Multiculturalismo español
El Congreso de España aprobó la semana pasada una reforma significativa a la “Ley de derechos y libertades de los extranjeros”. Pocos días antes, me hallaba yo en Madrid participando en unas jornadas de trabajo dedicadas a las migraciones, por lo que tuve la suerte de escuchar a algunos de los mejores expertos que en ese país se ocupan de tales temas. Habiendo ido a hablar a mis colegas sobre las virtudes del multiculturalismo canadiense (y de su variante, el “interculturalismo” quebequés), me encontré con que cierta visión del “enfoque europeo” que tenemos corrientemente en América del Norte no se corresponde verdaderamente con la realidad actual. Tal visión está por supuesto teñida por lo que sabemos acerca de los partidos políticos xenófobos que manchan el panorama político en varios países de ese continente, sobre las dificultades para acceder a la nacionalidad en marcos jurídicos con base en el “jus sanguis” (derecho de la sangre, es decir, ascendencia familiar para determinar la nacionalidad), sobre opiniones públicas que asocian abiertamente al inmigrante con los grandes males sociales, etc. En ese contexto europeo (que no sólo tiene aspectos negativos, pues muchos esfuerzos y recursos son asignados a una gestión más humana e inclusiva de la ciudadanía), España solo se destaca, cuando no se conoce sus circunstancias más de cerca (como era mi caso hasta recientemente), en tanto que “frontera sur” de la Zona Schengen (el espacio sin fronteras internas). Es decir, como punto por el cual se controla el influjo de migrantes clandestinos provenientes de África. Claro que esta función de gendarme es innegable y España toma medidas importantes, cuando no drásticas, para impedir la llegada de embarcaciones desde el Mediterráneo o la costa Atlántica.

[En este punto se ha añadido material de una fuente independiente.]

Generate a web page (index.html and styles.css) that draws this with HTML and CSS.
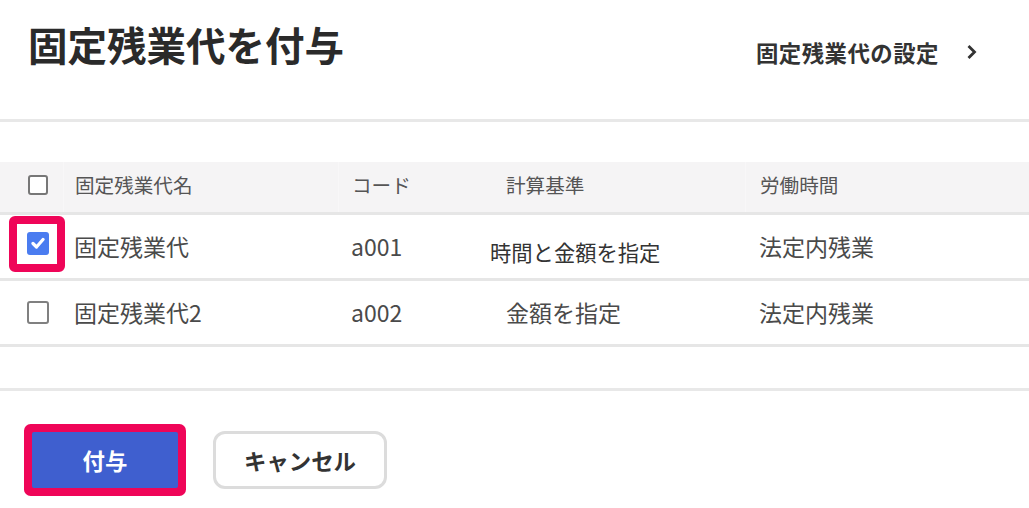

Pero para quien tiene una imagen especialmente negativa de la manera en que los europeos, en general, y los españoles, en particular, tratan a los extranjeros “extracomunitarios” (de fuera de la Unión Europea), resulta gratamente sorprendente constatar que la situación tiene matices altamente positivos, sobre todo si se compara con otras regiones – más al norte – de ese continente. Por ejemplo, los “irregulares” (extranjeros sin documentos) no tendrán, con la nueva ley, restricciones en lo que hace a los derechos de manifestación y huelga, educación y justicia gratuita. Subrayemos al respecto que España aplica con notable frecuencia (cada cuatro a cinco años) regularizaciones de indocumentados y permite también obtener – sin trámites kafkianos – la residencia legal cuando se demuestra un “arraigo”, es decir una constancia en la permanencia en el territorio o en los vínculos con la sociedad española. Existen en España vías de acceso a la ciudadanía que son notablemente expeditivas (a veces no más de dos años desde la regularización), lo cual contrasta con gran parte del resto de Europa (y ni hablemos del caso suizo, en donde la espera es de ¡más de una década!). La nueva “Ley de Extranjería” española tiene sus defectos y es criticada desde la oposición parlamentaria. Pero ciertos elementos son incluso sobresalientemente progresistas, como la prohibición de expulsar a mujeres que son víctimas de violencia doméstica, independientemente de su condición jurídica. La integración de los inmigrantes en España no es siempre fácil y los marroquíes y africanos subsaharianos sufren en especial la discriminación y la falta de oportunidades. Los latinoamericanos, en cambio, se encuentran relativamente en buena situación, claro que con excepciones (sobre todo entre aquellos de extracción indígena, quienes son ocasionalmente objeto de actitudes racistas).
Sin embargo, gracias a mi participación en el seminario en Madrid he podido comprender que la situación española – con sus fuertes rasgos de sociedad “multicultural” – no debe ser percibida como mero reflejo del “enfoque europeo” de dureza y hostilidad ante el extranjero, pues presenta elementos de apertura encomiables y que, inclusive, deben llamarnos a una mayor modestia en América del Norte. En Canadá y en los Estados Unidos estamos tan acostumbrados a jactarnos de ser “sociedades de inmigración” que frecuentemente soslayamos tanto los problemas propios como las virtudes ajenas en materia de multiculturalismo.